The different variations can be explained by saying that they were created by different people with different ideas of what might be best.

As an example, if you look back at my post on 19 Oct 10 13:39, I stated that two of the connections that I posted were "my version designed to place all of the leads on the outside and in repeating order for ease of winding."

My preference is for a connection that is easy to construct with a minimum chance for error. This means placing beginning leads at the first slot in the group, grouping the leads together for ease in paralleling, and ordering the leads in a some repeating pattern that is easy to follow.

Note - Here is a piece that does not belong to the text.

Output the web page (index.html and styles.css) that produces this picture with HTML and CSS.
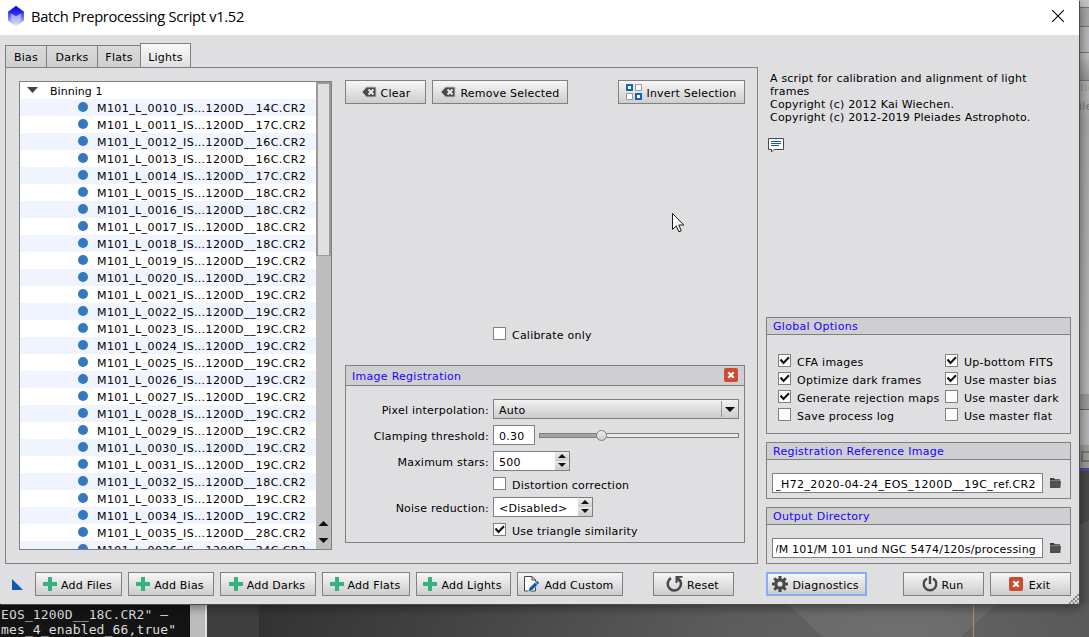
FILE: index.html
```html
<!DOCTYPE html>
<html lang="en">
<head>
  <meta charset="UTF-8">
  <title>Batch Preprocessing Script v1.52</title>
  <link rel="stylesheet" href="styles.css">
</head>
<body>
  <svg class="defs" width="0" height="0">
    <symbol id="i-plus" viewBox="0 0 14 14"><path d="M5 0h4v5h5v4H9v5H5V9H0V5h5z" fill="#35b27d"/></symbol>
    <symbol id="i-back" viewBox="0 0 16 12"><path d="M5.500 1H15v10H5.500L1 6z" fill="#4a4a4a" stroke="#c4c4c4"/><path d="M7.500 3.500l5 5M12.500 3.500l-5 5" stroke="#eee" stroke-width="1.900"/></symbol>
    <symbol id="i-x" viewBox="0 0 14 14"><rect width="14" height="14" rx="2" fill="#cf4a33"/><path d="M4.300 4.300l5.400 5.400M9.700 4.300L4.300 9.700" stroke="#fff" stroke-width="2.200"/></symbol>
    <symbol id="i-folder" viewBox="0 0 11 10"><path d="M0 0h4l1 1.200h5V3H0z" fill="#3c3c3c"/><path d="M0 3h11l-.6 7H0z" fill="#505050"/><path d="M0 2.600h10.500" stroke="#aaa" stroke-width=".6"/></symbol>
    <symbol id="i-check" viewBox="0 0 11 11"><path d="M1.500 4.500L4.500 8L10 2.200" fill="none" stroke="#111" stroke-width="2.100"/></symbol>
  </svg>

  <div class="backdrop">
    <div class="console">
      <pre>EOS_1200D__18C.CR2" –
mes_4_enabled_66,true"</pre>
    </div>
    <div class="console-bar"></div>
    <svg class="workspace" width="882" height="33" viewBox="0 0 882 33"><path d="M581 0h208L754 33H616z" fill="#fff" fill-opacity=".07"/><path d="M766.500 0v33" stroke="#b78d65"/></svg>
    <div class="side">
      <div class="side-row r1"></div>
      <div class="side-row r2"></div>
      <div class="side-row r3"></div>
      <div class="side-row r4">or</div>
      <div class="side-row r5">tic</div>
      <div class="side-row r6">ile</div>
      <div class="side-row r7"></div>
      <div class="side-row r8"></div>
      <div class="side-row r9"><span></span></div>
      <div class="side-row r10"></div>
    </div>
  </div>

  <div class="window">
    <div class="titlebar">
      <svg class="app-icon" width="16" height="20" viewBox="0 0 16 20">
        <defs><linearGradient id="g" x1="0" y1="0" x2="0" y2="1"><stop offset="0" stop-color="#1616f4"/><stop offset=".5" stop-color="#5c64f4"/><stop offset="1" stop-color="#dce0fa"/></linearGradient>
        <linearGradient id="k" x1="0" y1="0" x2="0" y2="1"><stop offset="0" stop-color="#0404d8"/><stop offset="1" stop-color="#3c3cff"/></linearGradient></defs>
        <path d="M8 0l8 6v8.500L8 20l-8-5.500V6z" fill="url(#g)"/>
        <path d="M8 0l8 6-8 4.500L0 6z" fill="url(#k)"/>
        <path d="M8 10l5-2.500v7L8 20l-5-5.500v-7z" fill="#dfe2f8" fill-opacity=".55"/>
      </svg>
      <span class="title">Batch Preprocessing Script v1.52</span>
      <svg class="close" width="12" height="12" viewBox="0 0 12 12"><path d="M0 0l12 12M12 0L0 12" stroke="#000" stroke-width="1.100"/></svg>
    </div>

    <div class="content">
      <div class="left">
        <div class="tabs">
          <div class="tab t-bias">Bias</div>
          <div class="tab t-darks">Darks</div>
          <div class="tab t-flats">Flats</div>
          <div class="tab t-lights active">Lights</div>
        </div>
        <div class="page">
          <div class="tree">
            <div class="rows">
              <div class="row root"><i class="arrow"></i>Binning 1</div>
              <div class="row">M101_L_0010_IS…1200D__14C.CR2</div>
              <div class="row">M101_L_0011_IS…1200D__17C.CR2</div>
              <div class="row">M101_L_0012_IS…1200D__16C.CR2</div>
              <div class="row">M101_L_0013_IS…1200D__16C.CR2</div>
              <div class="row">M101_L_0014_IS…1200D__17C.CR2</div>
              <div class="row">M101_L_0015_IS…1200D__18C.CR2</div>
              <div class="row">M101_L_0016_IS…1200D__18C.CR2</div>
              <div class="row">M101_L_0017_IS…1200D__18C.CR2</div>
              <div class="row">M101_L_0018_IS…1200D__18C.CR2</div>
              <div class="row">M101_L_0019_IS…1200D__19C.CR2</div>
              <div class="row">M101_L_0020_IS…1200D__19C.CR2</div>
              <div class="row">M101_L_0021_IS…1200D__19C.CR2</div>
              <div class="row">M101_L_0022_IS…1200D__19C.CR2</div>
              <div class="row">M101_L_0023_IS…1200D__19C.CR2</div>
              <div class="row">M101_L_0024_IS…1200D__19C.CR2</div>
              <div class="row">M101_L_0025_IS…1200D__19C.CR2</div>
              <div class="row">M101_L_0026_IS…1200D__19C.CR2</div>
              <div class="row">M101_L_0027_IS…1200D__19C.CR2</div>
              <div class="row">M101_L_0028_IS…1200D__19C.CR2</div>
              <div class="row">M101_L_0029_IS…1200D__19C.CR2</div>
              <div class="row">M101_L_0030_IS…1200D__19C.CR2</div>
              <div class="row">M101_L_0031_IS…1200D__19C.CR2</div>
              <div class="row">M101_L_0032_IS…1200D__18C.CR2</div>
              <div class="row">M101_L_0033_IS…1200D__19C.CR2</div>
              <div class="row">M101_L_0034_IS…1200D__19C.CR2</div>
              <div class="row">M101_L_0035_IS…1200D__28C.CR2</div>
              <div class="row">M101_L_0036_IS…1200D__24C.CR2</div>
            </div>
            <div class="scrollbar">
              <div class="handle"></div>
              <div class="scroll-btns"><i class="up"></i><i class="down"></i></div>
            </div>
          </div>

          <div class="middle">
            <div class="toolbar">
              <div class="btn b-clear"><svg width="16" height="12"><use href="#i-back"/></svg>Clear</div>
              <div class="btn b-remove"><svg width="16" height="12"><use href="#i-back"/></svg>Remove Selected</div>
              <div class="btn b-invert">
                <svg width="16" height="16" viewBox="0 0 16 16"><path d="M1 1h5v5H1zM10 10h5v5h-5z" fill="#fff" stroke="#1464b8" stroke-width="2"/><path d="M9.500 .5h6v6h-6zM.5 9.500h6v6h-6z" fill="#fff" stroke="#999"/></svg>Invert Selection</div>
            </div>
            <div class="check calibrate"><span class="box"></span>Calibrate only</div>
            <div class="group registration">
              <div class="group-title"><span>Image Registration</span><svg width="14" height="14"><use href="#i-x"/></svg></div>
              <div class="form">
                <div class="field"><label>Pixel interpolation:</label>
                  <div class="combo"><span>Auto</span><b><i class="down"></i></b></div>
                </div>
                <div class="field"><label>Clamping threshold:</label>
                  <div class="input num">0.30</div>
                  <div class="slider"><div class="fill"></div><div class="knob"></div></div>
                </div>
                <div class="field"><label>Maximum stars:</label>
                  <div class="spin stars"><span>500</span><b><i class="up"></i><i class="down"></i></b></div>
                </div>
                <div class="field check-row"><label></label><div class="check"><span class="box"></span>Distortion correction</div></div>
                <div class="field"><label>Noise reduction:</label>
                  <div class="spin noise"><span>&lt;Disabled&gt;</span><b><i class="up"></i><i class="down"></i></b></div>
                </div>
                <div class="field check-row"><label></label><div class="check"><span class="box"><svg width="11" height="11"><use href="#i-check"/></svg></span>Use triangle similarity</div></div>
              </div>
            </div>
          </div>
        </div>
      </div>

      <div class="right">
        <div class="about">
          A script for calibration and alignment of light<br>
          frames<br>
          Copyright (c) 2012 Kai Wiechen.<br>
          Copyright (c) 2012-2019 Pleiades Astrophoto.
        </div>
        <svg class="comment" width="16" height="15" viewBox="0 0 16 15"><path d="M.5 .5h15v11H6L3.500 14v-2.500h-3z" fill="#fff" stroke="#484848"/><path d="M3 3.500h10M3 5.500h10M3 7.500h8" stroke="#1464b8"/></svg>

        <div class="group options">
          <div class="group-title">Global Options</div>
          <div class="option-cols">
            <div class="option-col">
              <div class="check"><span class="box"><svg width="11" height="11"><use href="#i-check"/></svg></span>CFA images</div>
              <div class="check"><span class="box"><svg width="11" height="11"><use href="#i-check"/></svg></span>Optimize dark frames</div>
              <div class="check"><span class="box"><svg width="11" height="11"><use href="#i-check"/></svg></span>Generate rejection maps</div>
              <div class="check"><span class="box"></span>Save process log</div>
            </div>
            <div class="option-col">
              <div class="check"><span class="box"><svg width="11" height="11"><use href="#i-check"/></svg></span>Up-bottom FITS</div>
              <div class="check"><span class="box"><svg width="11" height="11"><use href="#i-check"/></svg></span>Use master bias</div>
              <div class="check"><span class="box"></span>Use master dark</div>
              <div class="check"><span class="box"></span>Use master flat</div>
            </div>
          </div>
        </div>
        <div class="group path">
          <div class="group-title">Registration Reference Image</div>
          <div class="path-row"><div class="input"><span class="clip ref"><span>_H72_2020-04-24_EOS_1200D__19C_ref.CR2</span></span></div><svg width="11" height="10"><use href="#i-folder"/></svg></div>
        </div>
        <div class="group path">
          <div class="group-title">Output Directory</div>
          <div class="path-row"><div class="input"><span class="clip out"><span>/M 101/M 101 und NGC 5474/120s/processing</span></span></div><svg width="11" height="10"><use href="#i-folder"/></svg></div>
        </div>
      </div>
    </div>

    <div class="footer">
      <i class="instance"></i>
      <div class="btn b-files"><svg width="14" height="14"><use href="#i-plus"/></svg>Add Files</div>
      <div class="btn b-bias"><svg width="14" height="14"><use href="#i-plus"/></svg>Add Bias</div>
      <div class="btn b-darks"><svg width="14" height="14"><use href="#i-plus"/></svg>Add Darks</div>
      <div class="btn b-flats"><svg width="14" height="14"><use href="#i-plus"/></svg>Add Flats</div>
      <div class="btn b-lights"><svg width="14" height="14"><use href="#i-plus"/></svg>Add Lights</div>
      <div class="btn b-custom"><svg width="16" height="16" viewBox="0 0 16 16"><path d="M.5 .5H8L11.500 4v11H.5z" fill="#fff" stroke="#444"/><path d="M8 .5V4h3.500" fill="none" stroke="#444"/><path d="M13 4.500l2.500 2.500-7.500 7.500-4 1.500 1.200-4z" fill="#0c55b5" stroke="#eee" stroke-width=".7"/><path d="M11 6.200l3 3" stroke="#eee" stroke-width=".8"/></svg>Add Custom</div>
      <div class="btn b-reset"><svg width="17" height="16" viewBox="0 0 17 16"><path d="M5 2.200A6.600 6.600 0 1 0 13 3.200" fill="none" stroke="#484848" stroke-width="2.500"/><path d="M9.500 0h7v1.800h-3.500l2 3-2 1.200-1.500-1.500V7h-2z" fill="#484848"/></svg>Reset</div>
      <div class="btn b-diag"><svg width="16" height="16" viewBox="0 0 16 16"><circle cx="8" cy="8" r="4.200" fill="none" stroke="#484848" stroke-width="3.200"/><path d="M8 0v3M8 13v3M0 8h3M13 8h3M2.300 2.300l2.200 2.200M11.500 11.500l2.200 2.200M2.300 13.700l2.200-2.200M11.500 4.500l2.200-2.200" stroke="#484848" stroke-width="3"/></svg>Diagnostics</div>
      <div class="btn b-run"><svg width="16" height="16" viewBox="0 0 16 16"><path d="M5 2.400a6.300 6.300 0 1 0 6 0" fill="none" stroke="#484848" stroke-width="2.300"/><path d="M8 0v8" stroke="#484848" stroke-width="2.400"/></svg>Run</div>
      <div class="btn b-exit"><svg width="14" height="14"><use href="#i-x"/></svg>Exit</div>
    </div>
    <svg class="grip" width="10" height="10" viewBox="0 0 10 10"><path d="M0 10L10 0M4 10l6-6M8 10l2-2" stroke="#777" stroke-width="1.800" stroke-dasharray="2 1"/></svg>
  </div>

  <svg class="cursor" width="13" height="20" viewBox="0 0 13 20"><path d="M.5 .5v16l3.800-3.600 2.500 5.900 2.500-1-2.500-5.800h5z" fill="#fff" stroke="#1a1a1a"/></svg>
</body>
</html>
```
FILE: styles.css
```css
* {
  box-sizing: border-box;
}

body {
  margin: 0;
  width: 1089px;
  height: 637px;
  overflow: hidden;
  position: relative;
  background: #4a4a4a;
  font-family: Verdana, "DejaVu Sans", sans-serif;
  font-size: 11px;
  line-height: 13px;
  letter-spacing: 0.22px;
  color: #000;
}

svg {
  display: block;
  flex: none;
}

.defs {
  position: absolute;
}

/* what shows behind the dialog */
.backdrop {
  position: absolute;
  inset: 0;
}

.console {
  position: absolute;
  left: 0;
  top: 604px;
  width: 190px;
  height: 33px;
  overflow: hidden;
  background: #141414;
}

.console pre {
  margin: 3px 0 0 1px;
  font: 13px/15px "DejaVu Sans Mono", monospace;
  letter-spacing: 0.14px;
  color: #dcdcdc;
}

.console-bar {
  position: absolute;
  left: 190px;
  top: 604px;
  width: 17px;
  height: 33px;
  background: #bcbcbc;
  border-right: 2px solid #e4e4e4;
}

.workspace {
  position: absolute;
  left: 207px;
  top: 604px;
  background: linear-gradient(90deg, #3e3e3e 52px, #333 52px, #3e3e3e 180px, #5c5c5c 520px, #646464 700px, #5a5a5a);
}

.side {
  position: absolute;
  left: 1079px;
  top: 0;
  width: 10px;
  height: 604px;
  overflow: hidden;
  color: #c8c8c8;
}

.r1 { height: 8px; background: #c5c5c7; border-bottom: 1px solid #777; }
.r2 { height: 19px; background: #a9a9a9; border-bottom: 1px solid #777; }
.r3 { height: 26px; background: #b9b9bb; border-bottom: 1px solid #777; }
.r4 { height: 28px; padding-left: 2px; line-height: 6px; background: linear-gradient(#c0c0c0, #969696); border-bottom: 1px solid #777; }
.r5 { height: 19px; padding-left: 1px; background: #b2b2b2; color: #999; }
.r6 { height: 294px; background: linear-gradient(#b2b2b2, #a7a7a7 20px, #b8b8b8); color: #777; }
.r7 { height: 16px; background: #9d9d9d; border-bottom: 1px solid #666; }
.r8 { height: 35px; background: #b7b7b9; }
.r9 { height: 26px; background: #a09f96; border-bottom: 3px solid #46509a; padding: 6px 0 0 2px; }
.r9 span { display: block; width: 12px; height: 11px; border: 2px solid #777; }
.r10 { height: 150px; background: linear-gradient(150deg, #4a4a4a 35%, #565656 35%); }

.window {
  position: absolute;
  left: 0;
  top: 0;
  width: 1079px;
  height: 604px;
  background: #dfdfe1;
  box-shadow: 1px 1px 0 #4b4b4b, 2px 3px 10px rgba(0, 0, 0, 0.45);
}

.titlebar {
  display: flex;
  align-items: center;
  height: 35px;
  padding: 0 15px 3px 8px;
  background: #fff;
}

.title {
  flex: 1;
  margin-left: 7px;
  font: 14.7px/20px "Segoe UI", "Open Sans", sans-serif;
  letter-spacing: -0.3px;
}

.content {
  display: flex;
  gap: 8px;
  height: 529px;
  padding: 8px 8px 0 5px;
}

.left {
  width: 753px;
}

.tabs {
  display: flex;
  align-items: flex-end;
  height: 25px;
}

.tab {
  height: 23px;
  margin-right: -1px;
  padding-top: 5px;
  border: 1px solid #808080;
  background: linear-gradient(#dadadb, #cfcfcf);
  text-align: center;
}

.tab.active {
  height: 25px;
  padding-top: 7px;
  background: linear-gradient(#fafafa, #dfdfe1);
}

.t-bias { width: 42px; }
.t-darks { width: 52px; }
.t-flats { width: 44px; }
.t-lights { width: 51px; }

.page {
  display: flex;
  gap: 13px;
  height: 497px;
  margin-top: -1px;
  padding: 13px 12px 0 13px;
  border: 1px solid #808080;
}

.tree {
  display: flex;
  width: 313px;
  height: 469px;
  border: 1px solid #808080;
  background: #fff;
  overflow: hidden;
}

.rows {
  flex: 1;
}

.row {
  position: relative;
  height: 17px;
  padding: 1px 0 0 77px;
  line-height: 17px;
  letter-spacing: 0.41px;
  white-space: nowrap;
}

.row:nth-child(even) {
  background: #eff4ff;
}

.row::before {
  content: "";
  position: absolute;
  left: 58px;
  top: 3px;
  width: 10px;
  height: 10px;
  border-radius: 50%;
  background: #3478c0;
}

.row.root {
  display: flex;
  padding-left: 7px;
  letter-spacing: 0.05px;
}

.row.root::before {
  display: none;
}

.arrow {
  width: 11px;
  margin: 4px 12px 0 0;
  height: 6px;
  background: #444;
  clip-path: polygon(0 0, 100% 0, 50% 100%);
}

.scrollbar {
  display: flex;
  flex-direction: column;
  justify-content: space-between;
  width: 15px;
  background: #bdbdbd;
}

.handle {
  height: 174px;
  border: solid #9a9a9a;
  border-width: 2px 2px 1px 2px;
  background: #e0e0e0;
}

.scroll-btns {
  display: flex;
  flex-direction: column;
  align-items: center;
  gap: 12px;
  padding-bottom: 6px;
}

.up,
.down {
  display: block;
  width: 10px;
  height: 5px;
  background: #111;
}

.up {
  clip-path: polygon(50% 0, 100% 100%, 0 100%);
}

.down {
  clip-path: polygon(0 0, 100% 0, 50% 100%);
}

.middle {
  width: 400px;
}

.toolbar {
  display: flex;
  gap: 6px;
  margin-top: -1px;
}

.btn {
  display: flex;
  align-items: center;
  justify-content: center;
  gap: 4px;
  height: 24px;
  padding-top: 2px;
  border: 1px solid #808080;
  background: linear-gradient(#f6f6f6, #cdcdcd);
  white-space: nowrap;
}

.btn svg {
  margin-top: -3px;
}

.b-clear { width: 81px; }
.b-remove { width: 136px; }
.b-invert { width: 127px; margin-left: auto; }

.check {
  display: flex;
  align-items: flex-start;
  gap: 6px;
  height: 18px;
  line-height: 17px;
  white-space: nowrap;
}

.box {
  flex: none;
  width: 13px;
  height: 13px;
  border: 1px solid #808080;
  background: #fff;
}

.calibrate {
  margin: 223px 0 20px 148px;
}

.group {
  border: 1px solid #808080;
}

.group-title {
  height: 17px;
  padding: 2px 6px 0;
  border-bottom: 1px solid #808080;
  background: #cfcfd1;
  color: #1a00ff;
  letter-spacing: 0.28px;
}

.registration {
  height: 178px;
}

.registration .group-title {
  display: flex;
  justify-content: space-between;
  height: 20px;
  padding-top: 4px;
}

.registration .group-title svg {
  margin-top: -2px;
}

.form {
  padding: 13px 5px 0 0;
}

.field {
  display: flex;
  height: 20px;
  margin-bottom: 6px;
}

.field label {
  width: 143px;
  margin-right: 4px;
  padding-top: 5px;
  text-align: right;
}

.field.check-row {
  height: 14px;
}

.combo {
  flex: 1;
  display: flex;
  justify-content: space-between;
  padding: 0 0 0 5px;
  border: 1px solid #808080;
  background: linear-gradient(#f2f2f2, #cbcbcb);
  line-height: 21px;
}

.combo b {
  width: 17px;
  margin: 1px 0;
  padding: 6px 0 0 3px;
  border-left: 1px solid #999;
}

.input {
  height: 20px;
  border: 1px solid #808080;
  background: #fff;
  line-height: 21px;
  white-space: nowrap;
}

.num {
  width: 42px;
  padding-left: 5px;
}

.slider {
  position: relative;
  flex: 1;
  height: 5px;
  margin: 8px 0 0 4px;
  border: 1px solid #808080;
  background: #ebebeb;
}

.fill {
  width: 60px;
  height: 3px;
  background: #a2a2a2;
}

.knob {
  position: absolute;
  left: 56px;
  top: -4px;
  width: 11px;
  height: 11px;
  border: 1px solid #808080;
  border-radius: 50%;
  background: linear-gradient(#eee, #ccc);
}

.spin {
  display: flex;
  justify-content: space-between;
  padding-left: 5px;
  border: 1px solid #808080;
  background: #fff;
  line-height: 21px;
}

.spin b {
  display: flex;
  flex-direction: column;
  justify-content: space-between;
  align-items: center;
  width: 14px;
  padding: 2px 0 3px;
  background: linear-gradient(#eee, #ccc 50%, #e8e8e8 50%, #ccc);
}

.spin .up,
.spin .down {
  width: 8px;
  height: 4px;
}

.stars { width: 77px; }
.noise { width: 100px; }

.right {
  display: flex;
  flex-direction: column;
  width: 305px;
}

.about {
  margin: 29px 0 14px 4px;
  letter-spacing: 0.2px;
  white-space: nowrap;
}

.comment {
  margin: 0 0 auto 2px;
}

.right .group {
  margin-bottom: 8px;
}

.right .group:last-child {
  margin-bottom: 0;
}

.options {
  height: 117px;
}

.option-cols {
  display: flex;
  padding: 19px 0 0 11px;
}

.option-col {
  width: 167px;
  flex: none;
  letter-spacing: 0.26px;
}

.path {
  height: 57px;
}

.path-row {
  display: flex;
  align-items: center;
  gap: 7px;
  padding: 13px 0 0 5px;
}

.path .input {
  width: 271px;
  padding: 0 6px 0 3px;
}

.clip {
  display: flex;
  justify-content: flex-end;
  overflow: hidden;
}

.ref { letter-spacing: 0.41px; }
.out { letter-spacing: 0.21px; }

.footer {
  display: flex;
  gap: 6px;
  padding: 8px 8px 0 12px;
}

.instance {
  width: 11px;
  height: 11px;
  margin: 7px 6px 0 0;
  background: #0c5ab8;
  clip-path: polygon(0 0, 100% 100%, 0 100%);
}

.b-files { width: 87px; }
.b-bias { width: 86px; }
.b-darks { width: 96px; }
.b-flats { width: 88px; }
.b-lights { width: 95px; }
.b-custom { width: 106px; }
.b-reset { width: 81px; margin-left: 24px; }
.b-diag { width: 101px; margin-left: 26px; border: 2px solid #86acf8; }
.b-run { width: 81px; margin-left: 30px; }
.b-exit { width: 81px; gap: 6px; }

.footer .btn {
  padding-right: 2px;
}

.grip {
  position: absolute;
  right: 0;
  bottom: 0;
}

.cursor {
  position: absolute;
  left: 672px;
  top: 213px;
}
```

This preference results in connections that match your rule of 120 degree lead separation. However, for me this is simply a preference. It is not a requirement for the connection to work.

That being said, the connection I posted on 22 Oct 10 8:06 was drawn specifically for you. Did you see your name in the 'customer name' place? Although this meets the 120 degree rule, this is not a design I would use. I simply drew it to see what you reaction would be to the different lead locations. Your response was very useful to understand the point you are trying to make.

Finally, to answer your question about the practice of drawing a diagram specifically for "star" and "delta." The number of leads that are used (3,6,9, or 12) is based on the type of controller and the variety of voltages that the motor can be used with. For motors that use a full voltage starter, a soft start, or a VFD drive there is no need to use more than three line leads in the connection. The remaining connections are all made internally. If you did not do this the delta or wye connection would have to be made externally and would require a much larger junction box, would be prone to error from people making the wrong connection, and would be prone to fault from failure of the extenal connection in the junction box.

Again, the simpest solution is the best so internal star or wye connections are often used where ony three line leads are required.